#### [GIVEN DATA]
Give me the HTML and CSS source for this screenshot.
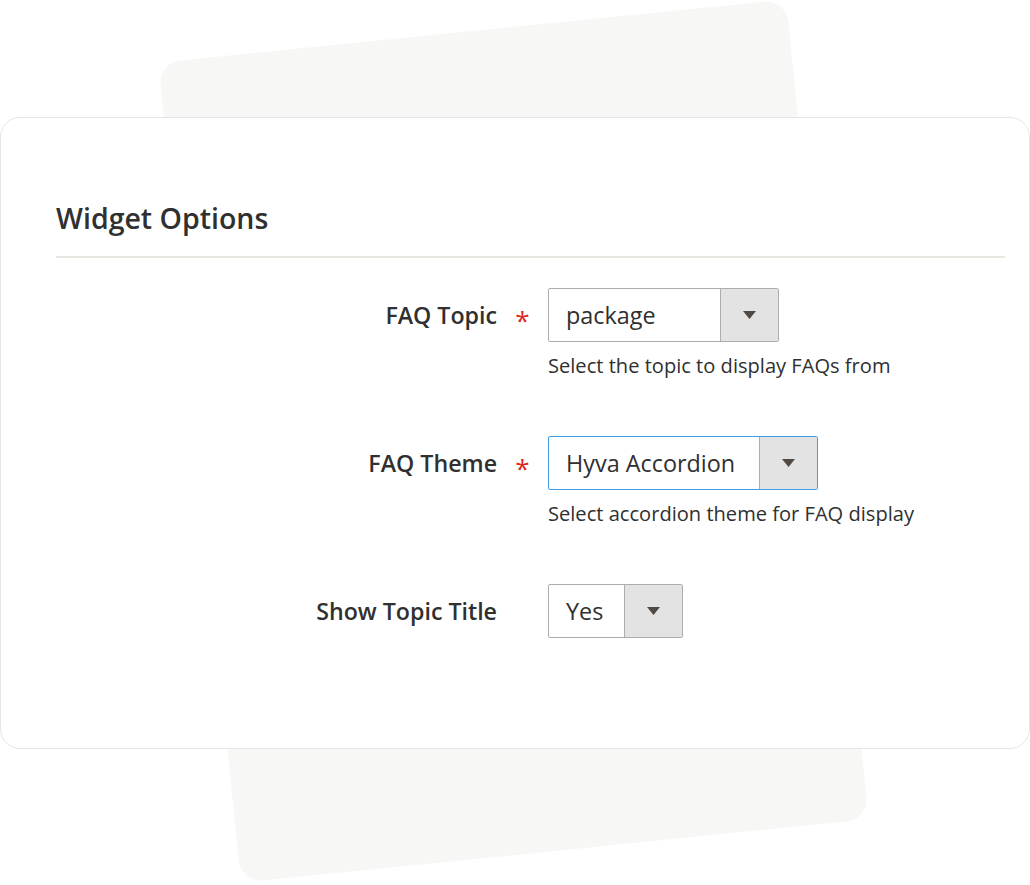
FILE: index.html
```html
<!DOCTYPE html>
<html lang="en">
<head>
    <meta charset="UTF-8">
    <meta name="viewport" content="width=device-width, initial-scale=1.0">
    <title>Widget Options</title>
    <link rel="stylesheet" href="styles.css">
</head>
<body>
    <div class="stage">
        <!-- tilted sheet behind the panel -->
        <div class="backdrop"></div>

        <section class="panel">
            <h2 class="panel-title">Widget Options</h2>

            <div class="field">
                <label class="field-label">FAQ Topic</label>
                <span class="field-mark">*</span>
                <div class="field-control">
                    <div class="select select-topic">
                        <span class="select-value">package</span>
                        <span class="select-btn">
                            <svg width="13" height="8" viewBox="0 0 13 8"><polygon points="0,0 13,0 6.5,8" fill="#514943"/></svg>
                        </span>
                    </div>
                    <div class="field-note">Select the topic to display FAQs from</div>
                </div>
            </div>

            <div class="field">
                <label class="field-label">FAQ Theme</label>
                <span class="field-mark">*</span>
                <div class="field-control">
                    <div class="select select-theme focused">
                        <span class="select-value">Hyva Accordion</span>
                        <span class="select-btn">
                            <svg width="13" height="8" viewBox="0 0 13 8"><polygon points="0,0 13,0 6.5,8" fill="#514943"/></svg>
                        </span>
                    </div>
                    <div class="field-note">Select accordion theme for FAQ display</div>
                </div>
            </div>

            <div class="field">
                <label class="field-label">Show Topic Title</label>
                <span class="field-mark"></span>
                <div class="field-control">
                    <div class="select select-yesno">
                        <span class="select-value">Yes</span>
                        <span class="select-btn">
                            <svg width="13" height="8" viewBox="0 0 13 8"><polygon points="0,0 13,0 6.5,8" fill="#514943"/></svg>
                        </span>
                    </div>
                </div>
            </div>
        </section>
    </div>
</body>
</html>
```

FILE: styles.css
```css
body {
    margin: 0;
    background: #fff;
    font-family: "Open Sans", "Noto Sans", Arial, sans-serif;
    color: #303030;
}

.stage {
    position: relative;
    width: 1030px;
    height: 885px;
    padding-top: 117px;
    box-sizing: border-box;
    overflow: hidden;
}

.backdrop {
    position: absolute;
    left: 198px;
    top: 29px;
    width: 631px;
    height: 824px;
    background: #f7f7f5;
    border-radius: 22px;
    transform: rotate(-5.75deg);
}

.panel {
    position: relative;
    background: #fff;
    border: 1px solid #e6e6e6;
    border-radius: 20px;
    padding: 82px 24px 110px 55px;
}

.panel-title {
    margin: 0;
    font-size: 28.5px;
    line-height: 37px;
    font-weight: 600;
    padding-bottom: 19px;
    border-bottom: 2px solid #e9e6e0;
}

.field {
    display: grid;
    grid-template-columns: 441px 51px auto;
    margin-top: 57px;
}

.panel-title + .field {
    margin-top: 30px;
}

.field-label {
    text-align: right;
    font-size: 23.2px;
    font-weight: 600;
    line-height: 54px;
}

.field-mark {
    text-align: center;
    color: #e22626;
    font-size: 26px;
    line-height: 1;
    font-weight: 500;
    padding-top: 19px;
}

.select {
    display: flex;
    height: 54px;
    box-sizing: border-box;
    border: 1px solid #adadad;
    border-radius: 2px;
    background: #fff;
}

.select.focused {
    border-color: #3f9de6;
}

.select-topic { width: 231px; }
.select-theme { width: 270px; }
.select-yesno { width: 135px; }

.select-value {
    flex: 1;
    padding-left: 17px;
    font-size: 23.4px;
    line-height: 52px;
}

.select-btn {
    width: 57px;
    display: flex;
    align-items: center;
    justify-content: center;
    background: #e3e3e3;
    border-left: 1px solid #adadad;
}

.field-note {
    margin-top: 11px;
    font-size: 20.1px;
    line-height: 26px;
}
```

#### [STATED GOAL]
Repeat the data exactly, dropping every picture it holds.

#### [FINAL ANSWER]
Give me the HTML and CSS source for this screenshot.
FILE: index.html
```html
<!DOCTYPE html>
<html lang="en">
<head>
    <meta charset="UTF-8">
    <meta name="viewport" content="width=device-width, initial-scale=1.0">
    <title>Widget Options</title>
    <link rel="stylesheet" href="styles.css">
</head>
<body>
    <div class="stage">
        <!-- tilted sheet behind the panel -->
        <div class="backdrop"></div>

        <section class="panel">
            <h2 class="panel-title">Widget Options</h2>

            <div class="field">
                <label class="field-label">FAQ Topic</label>
                <span class="field-mark">*</span>
                <div class="field-control">
                    <div class="select select-topic">
                        <span class="select-value">package</span>
                        <span class="select-btn">
                            <svg width="13" height="8" viewBox="0 0 13 8"><polygon points="0,0 13,0 6.5,8" fill="#514943"/></svg>
                        </span>
                    </div>
                    <div class="field-note">Select the topic to display FAQs from</div>
                </div>
            </div>

            <div class="field">
                <label class="field-label">FAQ Theme</label>
                <span class="field-mark">*</span>
                <div class="field-control">
                    <div class="select select-theme focused">
                        <span class="select-value">Hyva Accordion</span>
                        <span class="select-btn">
                            <svg width="13" height="8" viewBox="0 0 13 8"><polygon points="0,0 13,0 6.5,8" fill="#514943"/></svg>
                        </span>
                    </div>
                    <div class="field-note">Select accordion theme for FAQ display</div>
                </div>
            </div>

            <div class="field">
                <label class="field-label">Show Topic Title</label>
                <span class="field-mark"></span>
                <div class="field-control">
                    <div class="select select-yesno">
                        <span class="select-value">Yes</span>
                        <span class="select-btn">
                            <svg width="13" height="8" viewBox="0 0 13 8"><polygon points="0,0 13,0 6.5,8" fill="#514943"/></svg>
                        </span>
                    </div>
                </div>
            </div>
        </section>
    </div>
</body>
</html>
```

FILE: styles.css
```css
body {
    margin: 0;
    background: #fff;
    font-family: "Open Sans", "Noto Sans", Arial, sans-serif;
    color: #303030;
}

.stage {
    position: relative;
    width: 1030px;
    height: 885px;
    padding-top: 117px;
    box-sizing: border-box;
    overflow: hidden;
}

.backdrop {
    position: absolute;
    left: 198px;
    top: 29px;
    width: 631px;
    height: 824px;
    background: #f7f7f5;
    border-radius: 22px;
    transform: rotate(-5.75deg);
}

.panel {
    position: relative;
    background: #fff;
    border: 1px solid #e6e6e6;
    border-radius: 20px;
    padding: 82px 24px 110px 55px;
}

.panel-title {
    margin: 0;
    font-size: 28.5px;
    line-height: 37px;
    font-weight: 600;
    padding-bottom: 19px;
    border-bottom: 2px solid #e9e6e0;
}

.field {
    display: grid;
    grid-template-columns: 441px 51px auto;
    margin-top: 57px;
}

.panel-title + .field {
    margin-top: 30px;
}

.field-label {
    text-align: right;
    font-size: 23.2px;
    font-weight: 600;
    line-height: 54px;
}

.field-mark {
    text-align: center;
    color: #e22626;
    font-size: 26px;
    line-height: 1;
    font-weight: 500;
    padding-top: 19px;
}

.select {
    display: flex;
    height: 54px;
    box-sizing: border-box;
    border: 1px solid #adadad;
    border-radius: 2px;
    background: #fff;
}

.select.focused {
    border-color: #3f9de6;
}

.select-topic { width: 231px; }
.select-theme { width: 270px; }
.select-yesno { width: 135px; }

.select-value {
    flex: 1;
    padding-left: 17px;
    font-size: 23.4px;
    line-height: 52px;
}

.select-btn {
    width: 57px;
    display: flex;
    align-items: center;
    justify-content: center;
    background: #e3e3e3;
    border-left: 1px solid #adadad;
}

.field-note {
    margin-top: 11px;
    font-size: 20.1px;
    line-height: 26px;
}
```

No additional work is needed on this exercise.